For the last thirty years I have lived in San Sebastían, and have naturally become a supporter of the city’s side too. My son was involved in their youth set-up, I am a season-ticket holder – and although they play top-flight football I also see their flaws and share in the pain of their defeats. When people ask me which team I prefer, Grimsby or Real Sociedad, I tend to shrug because comparisons of that sort are invariably odious. Like an unfaithful partner trying to justify his polygamy, I simply love them both differently. They are both a part of me, snuggled down in the soul, wherever that is.
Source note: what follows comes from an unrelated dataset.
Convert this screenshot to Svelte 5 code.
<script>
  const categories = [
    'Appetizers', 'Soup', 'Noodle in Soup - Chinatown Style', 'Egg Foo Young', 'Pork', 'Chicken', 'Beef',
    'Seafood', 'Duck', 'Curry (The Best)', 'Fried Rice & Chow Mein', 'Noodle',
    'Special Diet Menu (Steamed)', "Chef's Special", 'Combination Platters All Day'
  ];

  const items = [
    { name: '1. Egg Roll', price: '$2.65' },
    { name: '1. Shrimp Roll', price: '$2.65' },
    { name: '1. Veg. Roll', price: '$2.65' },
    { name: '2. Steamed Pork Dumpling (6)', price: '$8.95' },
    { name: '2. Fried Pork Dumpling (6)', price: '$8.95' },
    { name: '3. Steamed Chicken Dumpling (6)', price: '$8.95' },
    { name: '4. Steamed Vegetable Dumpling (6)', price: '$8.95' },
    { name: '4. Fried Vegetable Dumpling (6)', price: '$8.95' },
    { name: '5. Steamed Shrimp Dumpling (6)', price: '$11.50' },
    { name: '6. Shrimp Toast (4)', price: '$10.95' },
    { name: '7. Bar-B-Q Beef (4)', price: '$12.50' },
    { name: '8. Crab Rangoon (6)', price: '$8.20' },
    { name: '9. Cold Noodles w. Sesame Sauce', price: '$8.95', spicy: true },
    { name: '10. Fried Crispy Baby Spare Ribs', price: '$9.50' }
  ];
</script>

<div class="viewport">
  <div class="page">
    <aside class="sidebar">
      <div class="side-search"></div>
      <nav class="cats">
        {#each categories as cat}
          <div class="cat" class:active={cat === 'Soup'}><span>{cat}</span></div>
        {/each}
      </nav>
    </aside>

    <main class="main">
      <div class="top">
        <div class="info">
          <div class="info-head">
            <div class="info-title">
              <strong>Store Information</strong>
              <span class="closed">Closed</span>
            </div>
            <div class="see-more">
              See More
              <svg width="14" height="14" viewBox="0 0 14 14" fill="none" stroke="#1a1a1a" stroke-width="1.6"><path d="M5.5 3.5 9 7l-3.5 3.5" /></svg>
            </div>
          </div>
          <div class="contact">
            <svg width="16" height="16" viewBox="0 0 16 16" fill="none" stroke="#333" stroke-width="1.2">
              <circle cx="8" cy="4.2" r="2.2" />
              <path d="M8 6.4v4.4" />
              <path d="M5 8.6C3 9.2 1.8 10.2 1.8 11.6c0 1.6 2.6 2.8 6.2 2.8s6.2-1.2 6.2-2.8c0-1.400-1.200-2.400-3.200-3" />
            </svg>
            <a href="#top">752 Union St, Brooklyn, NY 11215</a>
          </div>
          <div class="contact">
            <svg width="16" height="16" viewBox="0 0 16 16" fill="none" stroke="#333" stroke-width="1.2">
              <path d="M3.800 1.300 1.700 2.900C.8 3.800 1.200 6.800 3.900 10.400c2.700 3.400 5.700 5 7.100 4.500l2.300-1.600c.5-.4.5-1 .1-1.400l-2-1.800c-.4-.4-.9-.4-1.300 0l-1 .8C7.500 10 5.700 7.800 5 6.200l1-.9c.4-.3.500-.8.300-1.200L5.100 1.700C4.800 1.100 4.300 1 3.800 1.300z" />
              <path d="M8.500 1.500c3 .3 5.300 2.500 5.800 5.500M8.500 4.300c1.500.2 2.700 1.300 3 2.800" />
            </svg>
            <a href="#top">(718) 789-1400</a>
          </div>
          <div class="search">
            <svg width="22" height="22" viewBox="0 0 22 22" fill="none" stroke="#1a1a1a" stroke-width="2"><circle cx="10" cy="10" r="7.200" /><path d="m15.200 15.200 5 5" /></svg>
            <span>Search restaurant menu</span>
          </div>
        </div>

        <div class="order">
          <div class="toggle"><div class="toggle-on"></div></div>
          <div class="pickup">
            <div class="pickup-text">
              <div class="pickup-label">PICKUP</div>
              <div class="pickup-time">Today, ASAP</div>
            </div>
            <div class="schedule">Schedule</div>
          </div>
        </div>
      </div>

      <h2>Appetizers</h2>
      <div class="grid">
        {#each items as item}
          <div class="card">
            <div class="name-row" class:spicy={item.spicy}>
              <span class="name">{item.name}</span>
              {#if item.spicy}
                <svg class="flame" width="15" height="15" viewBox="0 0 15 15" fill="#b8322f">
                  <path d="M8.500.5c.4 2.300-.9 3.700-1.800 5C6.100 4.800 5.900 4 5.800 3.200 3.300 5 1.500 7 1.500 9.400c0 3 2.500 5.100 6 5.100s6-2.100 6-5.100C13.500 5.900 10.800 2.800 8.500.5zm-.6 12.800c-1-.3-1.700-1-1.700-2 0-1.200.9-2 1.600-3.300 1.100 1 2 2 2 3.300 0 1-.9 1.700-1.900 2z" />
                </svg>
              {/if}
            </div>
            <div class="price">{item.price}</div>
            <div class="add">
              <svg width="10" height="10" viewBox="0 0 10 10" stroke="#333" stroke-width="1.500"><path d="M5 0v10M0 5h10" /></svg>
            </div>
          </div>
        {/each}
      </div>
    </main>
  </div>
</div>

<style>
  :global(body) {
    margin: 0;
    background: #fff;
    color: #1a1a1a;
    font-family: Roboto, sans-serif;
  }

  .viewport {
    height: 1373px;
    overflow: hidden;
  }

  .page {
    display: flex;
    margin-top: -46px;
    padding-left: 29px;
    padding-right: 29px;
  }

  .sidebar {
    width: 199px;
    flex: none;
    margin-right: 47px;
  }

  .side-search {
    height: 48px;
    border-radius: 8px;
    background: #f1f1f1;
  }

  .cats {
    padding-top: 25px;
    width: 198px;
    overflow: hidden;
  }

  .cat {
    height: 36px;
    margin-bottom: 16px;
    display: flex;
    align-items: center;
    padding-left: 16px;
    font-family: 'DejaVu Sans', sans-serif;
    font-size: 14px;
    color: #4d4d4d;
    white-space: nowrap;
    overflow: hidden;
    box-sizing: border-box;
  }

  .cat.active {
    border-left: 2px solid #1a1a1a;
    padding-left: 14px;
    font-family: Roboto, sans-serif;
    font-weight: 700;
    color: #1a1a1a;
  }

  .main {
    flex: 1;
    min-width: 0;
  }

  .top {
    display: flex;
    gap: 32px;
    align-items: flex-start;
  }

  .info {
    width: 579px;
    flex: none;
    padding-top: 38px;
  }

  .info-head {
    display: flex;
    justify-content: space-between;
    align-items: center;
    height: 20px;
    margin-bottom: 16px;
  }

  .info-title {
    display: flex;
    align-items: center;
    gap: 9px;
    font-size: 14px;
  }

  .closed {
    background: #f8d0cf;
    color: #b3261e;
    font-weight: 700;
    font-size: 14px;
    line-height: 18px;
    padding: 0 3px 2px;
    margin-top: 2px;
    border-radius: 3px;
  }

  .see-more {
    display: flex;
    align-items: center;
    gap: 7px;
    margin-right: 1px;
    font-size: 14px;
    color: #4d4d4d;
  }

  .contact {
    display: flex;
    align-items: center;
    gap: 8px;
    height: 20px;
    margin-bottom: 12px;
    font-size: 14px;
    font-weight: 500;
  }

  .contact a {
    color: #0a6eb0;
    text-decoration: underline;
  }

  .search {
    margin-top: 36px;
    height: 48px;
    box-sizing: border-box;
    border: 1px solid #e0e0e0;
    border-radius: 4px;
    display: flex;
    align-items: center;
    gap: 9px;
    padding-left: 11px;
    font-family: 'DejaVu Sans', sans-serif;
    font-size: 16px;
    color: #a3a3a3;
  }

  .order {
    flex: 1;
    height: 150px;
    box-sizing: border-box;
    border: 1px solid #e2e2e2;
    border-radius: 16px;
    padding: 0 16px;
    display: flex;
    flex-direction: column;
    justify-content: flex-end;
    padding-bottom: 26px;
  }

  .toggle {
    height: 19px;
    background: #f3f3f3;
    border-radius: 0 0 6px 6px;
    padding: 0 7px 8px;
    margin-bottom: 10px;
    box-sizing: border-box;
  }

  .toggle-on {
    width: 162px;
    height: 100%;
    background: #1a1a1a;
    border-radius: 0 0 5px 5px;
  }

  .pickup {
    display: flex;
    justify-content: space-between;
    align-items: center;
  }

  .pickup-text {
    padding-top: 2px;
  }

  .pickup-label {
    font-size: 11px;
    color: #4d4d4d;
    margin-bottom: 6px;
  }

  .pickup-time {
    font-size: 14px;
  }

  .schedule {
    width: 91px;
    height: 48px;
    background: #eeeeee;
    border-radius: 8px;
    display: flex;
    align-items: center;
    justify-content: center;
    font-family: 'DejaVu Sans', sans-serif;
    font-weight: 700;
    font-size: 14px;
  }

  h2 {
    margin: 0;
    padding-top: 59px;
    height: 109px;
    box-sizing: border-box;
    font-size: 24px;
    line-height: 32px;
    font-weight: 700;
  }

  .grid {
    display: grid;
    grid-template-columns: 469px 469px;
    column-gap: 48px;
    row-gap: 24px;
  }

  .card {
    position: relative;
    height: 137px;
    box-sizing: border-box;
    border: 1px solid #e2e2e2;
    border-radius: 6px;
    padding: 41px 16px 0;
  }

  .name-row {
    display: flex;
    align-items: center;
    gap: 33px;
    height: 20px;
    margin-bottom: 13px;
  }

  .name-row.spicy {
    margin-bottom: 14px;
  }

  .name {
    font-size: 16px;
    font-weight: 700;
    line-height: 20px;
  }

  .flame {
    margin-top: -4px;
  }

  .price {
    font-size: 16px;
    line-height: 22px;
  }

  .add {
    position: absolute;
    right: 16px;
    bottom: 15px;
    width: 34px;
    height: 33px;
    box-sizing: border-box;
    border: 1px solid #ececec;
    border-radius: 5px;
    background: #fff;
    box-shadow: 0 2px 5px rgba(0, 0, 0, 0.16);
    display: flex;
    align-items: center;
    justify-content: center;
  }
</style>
I will only cast them adrift when I shuffle off this mortal Danny Coyle, and that’s ok.

Slide the video forward to last Sunday. In the depths of Hackney Wick, in a state of mild culture-shock after three years of avoiding England, I pass a pub heaving with young-buck Grimsby fans, noisily celebrating the temporary kinship that a play-off final affords, northern castaways finding brethren in the murky southlands – talking the same bollocks, drinking the same beer, dreaming the same dream of an unlikely victory in the London Stadium. It’s the National League play-off final, and the insane 4-5 victory at a Hollywood financed Wrexham the week before has persuaded me to fly over at short notice to attend the event. I haven’t seen Town in the flesh for 5 years, but I simply cannot stop myself from buying air tickets and negotiating the tricky logistics of getting to the game. To stay away would, as it were, be a denial of my own existence.

I am rewarded with a raucous 2-1 win, meeting up with some old mates who remarkably recognise me, and the post-coital afterglow of victory, even if it was against Solihull. As unsexy as they sound, Solihull were probably the best side in the Division after Stockport, and Grimsby’s win was once again achieved on the wings of a comeback. It was good to be there, amongst a sea of younger faces that I no longer recognise but with whom I share this curious communion. The club seems to be on the rise again, with intelligent new local owners and a groundswell of fans who seem genuinely wedded to the club. Grimsby can be as rough as arseholes, but is nevertheless a special kind of place. I left the town long ago, but it’s never quite left me, nor do I want it to.

A few years ago, I responded to a question on the platform ‘Quora’ as to which team I supported and why. I responded as below, and I stick by the thesis.
“Grimsby Town. Because they’re crap. And supporting crap teams (because you were brought up in the town and had no choice) is good for your general outlook on life. It teaches you to be wary of unrealistic or unhealthy expectations. It helps you to appreciate the wins (and the happiness that accompanies them) because they are few and far between, and so you understand that joy is a fleeting thing. It helps you to be an optimist, curiously, because despite the years of barren nothingness, you continue to entertain the fantasy that one day your team may be great, that there will be abundance as they bestride the world like a colossus. The fantasy is enough. You know it won’t happen, but it keeps you going, like a sort of life-carrot. You also belong to a smaller community of sufferers – and you understand each other perfectly. This increases your capacity for empathy.
So I cannot imagine why anyone would wish to support Real Madrid, Bayern or PSG, for example. You would learn very little, and all the above advantages would be absent or reversed.
Support a crap team. You know it makes sense.”